Dancers Amanda Acorn and Natalie Poissant in a piece choreographed by Helen Husak for The Dramatic Impulse.
Dance festival mixes other disciplines into its creative process
The Dramatic Impulse is about dance without question: the two-weekend affair is in fact the 32nd annual Alberta Dance Festival presented by Dancers’ Studio West.
But in another way The Dramatic Impulse is about more than dance or at least about understanding dance in a broader way. Underpinning each of the nine pieces presented in the festival is an artistic work from another medium (Frida Kahlo’s paintings say or Beckett’s Waiting for Godot ) which serves as a foundational inspiration for the choreographers. In another discipline-blurring move Dancers’ Studio West also engaged Zach Moull to be the show’s resident dramaturg.
Dramaturgs are experts in the craft of dramatic composition and primarily work in the theatre realm. “The idea of having a dramaturg for a contemporary dance show is fairly novel at least in North America” says Moull. His focus as dramaturg for the festival was on each piece’s theatrical elements or as he puts it to “encourage work that is making as rigorous choices about the lighting design or what the dancers are wearing or how they’re placed in space or what we tell the audience in program notes or lobby in order to shape their experience.”
All the choreographers worked closely with artistic director Davida Monk as well of course but Moull’s contribution might be about the arrangement of props onstage or how to approach the dancers’ connection to their audience.
“A large part of this adventure has been going into nine different rooms and trying to learn nine different languages that are not my language” says Moull. “Instead of story or narrative you’re thinking of arc or journey; instead of intentions or motivations you’re thinking in terms of triggers and impulses. And it’s not just a linguistic difference… we also are genuinely talking about slightly different things.”
Besides embedding a theatre professional into the creation process the festival also stretches the boundaries of its genre by having each performance premised on a piece of art of the choreographer’s choice. That isn’t to say that the final works are direct dance adaptations of the source material however.
“We’re playing with getting artistic feedback and impulse and drive across disciplines… so this seemed like the way to explore where do our artistic impulses come from and what can be the material of a piece” explains Moull.
Thus Oriana Pagnotta’s piece inspired by Margaret Atwood’s The Edible Woman uses a series of plates as props but in unexpected ways; or while Robert Halley’s work references specific images from Shel Silverstein’s poem “No Difference” it’s more generally about the idea of sameness and difference.
“Part of the effect of it is it asks the choreographers to work in a different way” says Moull. “There is more material there are more things there that call you to do choroegraphy that’s not what you would do if you were alone creating something from your mind.
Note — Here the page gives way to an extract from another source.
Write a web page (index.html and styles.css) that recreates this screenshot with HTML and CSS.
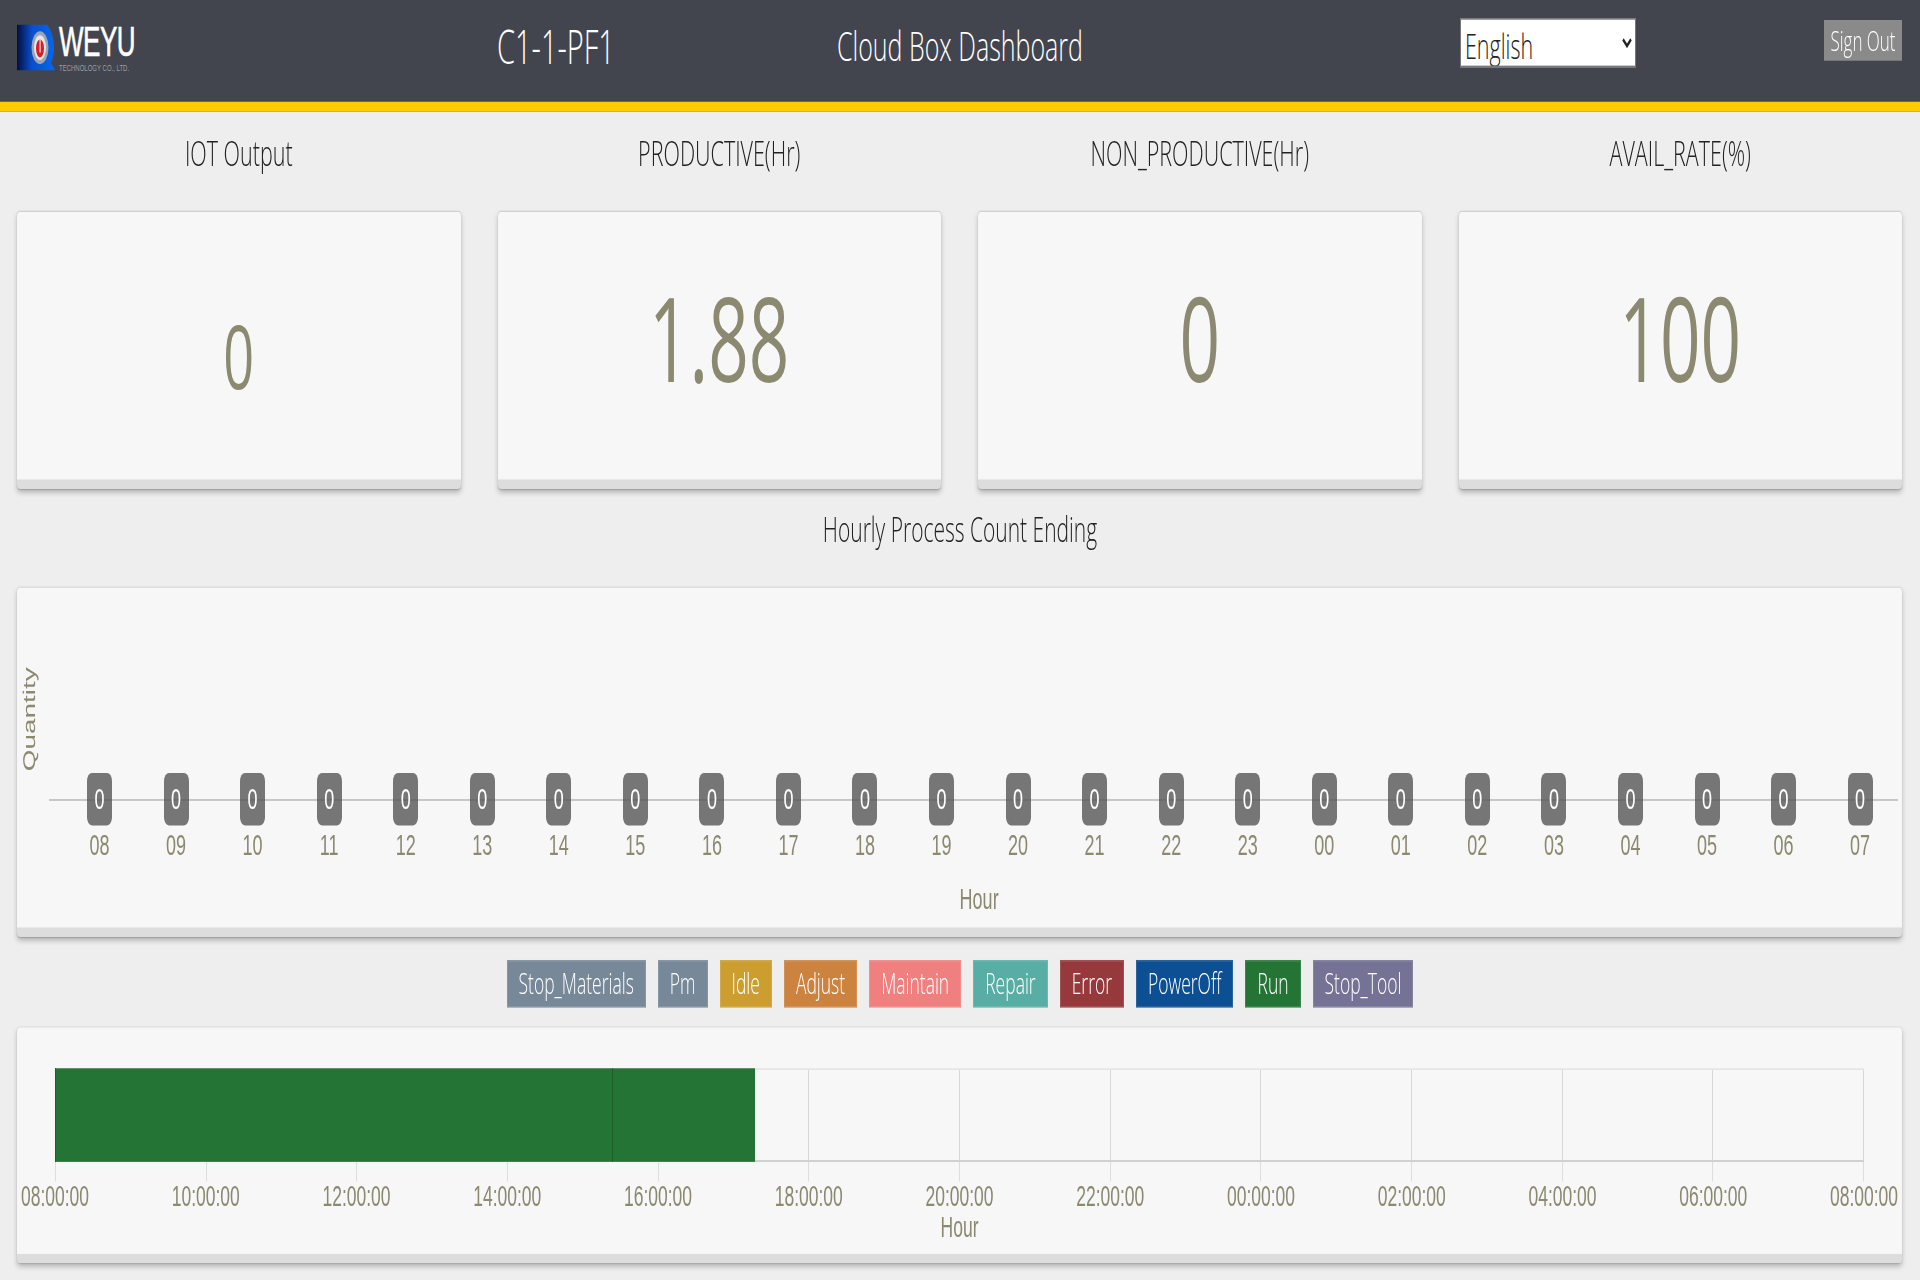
FILE: index.html
```html
<!DOCTYPE html>
<html lang="en">
<head>
  <meta charset="UTF-8" />
  <meta name="viewport" content="width=device-width, initial-scale=1" />
  <title>Cloud Box Dashboard</title>
  <link rel="stylesheet" href="styles.css">
</head>
<body>
<div class="page">

  <header class="topbar">
    <div class="logo">
      <svg class="logo-mark" viewBox="0 0 38 28" width="38" height="28">
        <defs>
          <linearGradient id="logoBlue" x1="0" x2="1" y1="0" y2="0">
            <stop offset="0" stop-color="#04103c" />
            <stop offset="0.4" stop-color="#0a4fd0" />
            <stop offset="1" stop-color="#0a66ea" />
          </linearGradient>
        </defs>
        <path d="M0 0H30Q37 6 37 14Q37 20 34 23L38 28H0Z" fill="url(#logoBlue)" />
        <ellipse cx="23" cy="14" rx="8.5" ry="10" fill="#9aa6b4" />
        <ellipse cx="23" cy="14" rx="6" ry="7.5" fill="#e6e6e6" />
        <ellipse cx="23" cy="14.5" rx="4" ry="5.5" fill="#d0202c" />
        <rect x="22.5" y="9" width="1.2" height="8" fill="#f6d8d8" />
      </svg>
      <div class="logo-text">
        <div class="logo-name">WEYU</div>
        <div class="logo-sub">TECHNOLOGY CO., LTD.</div>
      </div>
    </div>
    <div class="machine">C1-1-PF1</div>
    <div class="apptitle">Cloud Box Dashboard</div>
    <div></div>
    <select class="lang">
      <option>English</option>
    </select>
    <div class="signout-wrap"><button class="signout" type="button">Sign Out</button></div>
  </header>

  <section class="kpi-row">
    <div class="kpi">
      <h2 class="heading">IOT Output</h2>
      <div class="card kpi-card"><span class="value value-small">0</span></div>
    </div>
    <div class="kpi">
      <h2 class="heading">PRODUCTIVE(Hr)</h2>
      <div class="card kpi-card"><span class="value">1.88</span></div>
    </div>
    <div class="kpi">
      <h2 class="heading">NON_PRODUCTIVE(Hr)</h2>
      <div class="card kpi-card"><span class="value">0</span></div>
    </div>
    <div class="kpi">
      <h2 class="heading">AVAIL_RATE(%)</h2>
      <div class="card kpi-card"><span class="value">100</span></div>
    </div>
  </section>

  <h2 class="heading chart-heading">Hourly Process Count Ending</h2>

  <section class="card hourly">
    <div class="y-title">Quantity</div>
    <div class="zero-line"></div>
    <div class="hours">
      <div class="hour"><span class="pill">0</span><span class="tick-label">08</span></div>
      <div class="hour"><span class="pill">0</span><span class="tick-label">09</span></div>
      <div class="hour"><span class="pill">0</span><span class="tick-label">10</span></div>
      <div class="hour"><span class="pill">0</span><span class="tick-label">11</span></div>
      <div class="hour"><span class="pill">0</span><span class="tick-label">12</span></div>
      <div class="hour"><span class="pill">0</span><span class="tick-label">13</span></div>
      <div class="hour"><span class="pill">0</span><span class="tick-label">14</span></div>
      <div class="hour"><span class="pill">0</span><span class="tick-label">15</span></div>
      <div class="hour"><span class="pill">0</span><span class="tick-label">16</span></div>
      <div class="hour"><span class="pill">0</span><span class="tick-label">17</span></div>
      <div class="hour"><span class="pill">0</span><span class="tick-label">18</span></div>
      <div class="hour"><span class="pill">0</span><span class="tick-label">19</span></div>
      <div class="hour"><span class="pill">0</span><span class="tick-label">20</span></div>
      <div class="hour"><span class="pill">0</span><span class="tick-label">21</span></div>
      <div class="hour"><span class="pill">0</span><span class="tick-label">22</span></div>
      <div class="hour"><span class="pill">0</span><span class="tick-label">23</span></div>
      <div class="hour"><span class="pill">0</span><span class="tick-label">00</span></div>
      <div class="hour"><span class="pill">0</span><span class="tick-label">01</span></div>
      <div class="hour"><span class="pill">0</span><span class="tick-label">02</span></div>
      <div class="hour"><span class="pill">0</span><span class="tick-label">03</span></div>
      <div class="hour"><span class="pill">0</span><span class="tick-label">04</span></div>
      <div class="hour"><span class="pill">0</span><span class="tick-label">05</span></div>
      <div class="hour"><span class="pill">0</span><span class="tick-label">06</span></div>
      <div class="hour"><span class="pill">0</span><span class="tick-label">07</span></div>
    </div>
    <div class="x-title">Hour</div>
  </section>

  <div class="legend">
    <span class="tag tag-materials">Stop_Materials</span>
    <span class="tag tag-pm">Pm</span>
    <span class="tag tag-idle">Idle</span>
    <span class="tag tag-adjust">Adjust</span>
    <span class="tag tag-maintain">Maintain</span>
    <span class="tag tag-repair">Repair</span>
    <span class="tag tag-error">Error</span>
    <span class="tag tag-poweroff">PowerOff</span>
    <span class="tag tag-run">Run</span>
    <span class="tag tag-tool">Stop_Tool</span>
  </div>

  <section class="card timeline">
    <div class="plot">
      <div class="grid">
        <i></i><i></i><i></i><i></i><i></i><i></i><i></i><i></i><i></i><i></i><i></i><i></i>
      </div>
      <div class="bars">
        <div class="bar" style="width: 30.8%"></div>
        <div class="bar" style="width: 7.9%"></div>
      </div>
    </div>
    <div class="ticks">
      <i></i><i></i><i></i><i></i><i></i><i></i><i></i><i></i><i></i><i></i><i></i><i></i>
    </div>
    <div class="time-labels">
      <span class="time">08:00:00</span>
      <span class="time">10:00:00</span>
      <span class="time">12:00:00</span>
      <span class="time">14:00:00</span>
      <span class="time">16:00:00</span>
      <span class="time">18:00:00</span>
      <span class="time">20:00:00</span>
      <span class="time">22:00:00</span>
      <span class="time">00:00:00</span>
      <span class="time">02:00:00</span>
      <span class="time">04:00:00</span>
      <span class="time">06:00:00</span>
      <span class="time">08:00:00</span>
    </div>
    <div class="x-title timeline-title">Hour</div>
  </section>

</div>
</body>
</html>
```

FILE: styles.css
```css
/* the reference is a 1920x780 page stretched to 1280 tall */
* {
  box-sizing: border-box;
}

html, body {
  margin: 0;
  padding: 0;
  background: #eee;
}

body {
  height: 1280px;
  overflow: hidden;
}

.page {
  width: 1920px;
  height: 780px;
  transform: scaleY(1.641);
  transform-origin: 0 0;
  font-family: "Open Sans", "Liberation Sans", sans-serif;
  font-weight: 300;
  color: #222;
}

/* top bar */
.topbar {
  display: grid;
  grid-template-columns: 296px 486px 322px 339px 176px 1fr;
  align-items: center;
  height: 68px;
  padding: 0 18px 6px 17px;
  background: #43454e;
  border-bottom: 6px solid #ffcc00;
  color: #fff;
}

.logo {
  display: flex;
  gap: 4px;
  margin-top: 2px;
}

.logo-mark {
  margin-top: 1.5px;
}

.logo-text {
  font-family: "Liberation Sans", sans-serif;
  font-weight: 400;
}

.logo-name {
  margin-top: 2px;
  font-size: 26px;
  line-height: 20px;
  letter-spacing: -0.5px;
  -webkit-text-stroke: 0.4px #fff;
}

.logo-sub {
  margin-top: 3px;
  font-size: 6px;
  line-height: 7px;
  color: #9a9ca2;
  white-space: nowrap;
}

.machine, .apptitle {
  text-align: center;
  font-size: 25px;
  font-weight: 300;
  margin-bottom: 2px;
}

.machine {
  font-size: 29px;
}

.lang {
  width: 176px;
  height: 30px;
  margin-bottom: 4px;
  padding: 0;
  border: 1px solid #777;
  background: #fff;
  color: #222;
  font-family: inherit;
  font-weight: 300;
  font-size: 21.5px;
}

.signout-wrap {
  display: flex;
  justify-content: flex-end;
  padding-bottom: 8px;
}

.signout {
  width: 78px;
  height: 25px;
  padding: 0;
  border: none;
  background: #8a8a8a;
  color: #fff;
  font-family: inherit;
  font-weight: 300;
  font-size: 17px;
}

/* cards */
.card {
  background: #f7f7f7;
  border-bottom: 6px solid #ddd;
  border-radius: 3px;
  box-shadow: 0 2px 4px rgba(0,0,0,0.22), 0 0 1px rgba(0,0,0,0.18);
}

.heading {
  margin: 0;
  font-size: 21.5px;
  font-weight: 300;
  line-height: 50px;
  text-align: center;
}

.kpi-row {
  display: grid;
  grid-template-columns: repeat(4, 1fr);
  gap: 37px;
  padding: 0 18px 0 17px;
}

.kpi .heading {
  height: 60.5px;
}

.kpi-card {
  display: flex;
  align-items: center;
  justify-content: center;
  height: 169.5px;
}

.value {
  margin-top: -10px;
  font-size: 71px;
  font-weight: 400;
  line-height: 1;
  color: #8b8970;
}

.value-small {
  margin-top: 11px;
  font-size: 54px;
}

.chart-heading {
  height: 60.2px;
  font-size: 21px;
  line-height: 48px;
}

/* hourly chart */
.hourly {
  position: relative;
  height: 212.7px;
  margin: 0 18px 0 17px;
  padding: 113px 5px 0 44.25px;
}

.y-title {
  position: absolute;
  left: 3px;
  top: 112px;
  transform: rotate(-90deg);
  transform-origin: 0 0;
  font-family: "Liberation Sans", sans-serif;
  font-weight: 400;
  font-size: 17px;
  line-height: 20px;
  color: #8b8970;
  text-rendering: geometricPrecision;
}

.zero-line {
  position: absolute;
  left: 32px;
  right: 4px;
  top: 129px;
  height: 1px;
  background: #bdbdbd;
}

.hours {
  position: relative;
  display: flex;
}

.hour {
  flex: 0 0 76.55px;
  display: flex;
  flex-direction: column;
  align-items: center;
}

.pill {
  width: 25px;
  height: 32px;
  border-radius: 5px;
  background: rgba(85,85,85,0.8);
  color: #fff;
  font-family: "Liberation Sans", sans-serif;
  font-weight: 400;
  font-size: 18px;
  line-height: 32px;
  text-align: center;
}

.tick-label {
  margin-top: 1.5px;
  font-family: "Liberation Sans", sans-serif;
  font-weight: 400;
  font-size: 18px;
  line-height: 20px;
  color: #8b8970;
}

.x-title {
  margin-top: 13px;
  text-align: center;
  font-family: "Liberation Sans", sans-serif;
  font-weight: 400;
  font-size: 18px;
  line-height: 20px;
  color: #8b8970;
}

/* legend */
.legend {
  display: flex;
  justify-content: center;
  gap: 12px;
  height: 29px;
  margin: 14px 0 12.5px;
}

.tag {
  padding: 0 12px;
  color: #fff;
  font-size: 17.5px;
  line-height: 29px;
  white-space: nowrap;
  box-shadow: inset 0 0 0 1px rgba(255,255,255,0.12);
}

.tag-materials, .tag-pm { background: #778899; }
.tag-idle { background: #cc9e2f; }
.tag-adjust { background: #cc833f; }
.tag-maintain { background: #f08080; }
.tag-repair { background: #58ada5; }
.tag-error { background: #96393c; }
.tag-poweroff { background: #0c4f92; }
.tag-run { background: #247535; }
.tag-tool { background: #757395; }

/* timeline */
.timeline {
  height: 143.5px;
  margin: 0 18px 0 17px;
  padding: 25px 38px 0 38px;
}

.plot {
  position: relative;
  height: 57px;
}

.grid {
  display: grid;
  grid-template-columns: repeat(12, 1fr);
  height: 100%;
  border-top: 1px solid #e4e4e4;
  border-bottom: 1px solid #c8c8c8;
  border-left: 1px solid #d8d8d8;
}

.grid i {
  border-right: 1px solid #d8d8d8;
}

.bars {
  position: absolute;
  inset: 0;
  display: flex;
}

.bar {
  background: #247535;
  border-left: 1px solid #1d5f2b;
}

.ticks {
  display: grid;
  grid-template-columns: repeat(12, 1fr);
  height: 12px;
  border-left: 1px solid #ddd;
}

.ticks i {
  border-right: 1px solid #ddd;
}

.time-labels {
  display: flex;
  justify-content: space-between;
  height: 18px;
}

.time {
  display: flex;
  justify-content: center;
  width: 0;
  font-family: "Liberation Sans", sans-serif;
  font-weight: 400;
  font-size: 17.5px;
  line-height: 18px;
  color: #8b8970;
  white-space: nowrap;
}

.timeline-title {
  margin-top: 0;
  font-size: 17.5px;
}
```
It calls you to stretch what you do and how you think about the possibilities of contemporary dance.”
There are many points of entry into a festival like this one; dance lovers will have a feast of new work to enjoy; theatre folk will enjoy the attention paid to the shows’ dramatic elements; and many of us might feel a connection to the dancers’ source material. For example says Moull “You’re not going to literally see The Edible Woman onstage [but] after the experience you might go back to The Edible Woman and see something new in it.”
The festival features a different program for each weekend.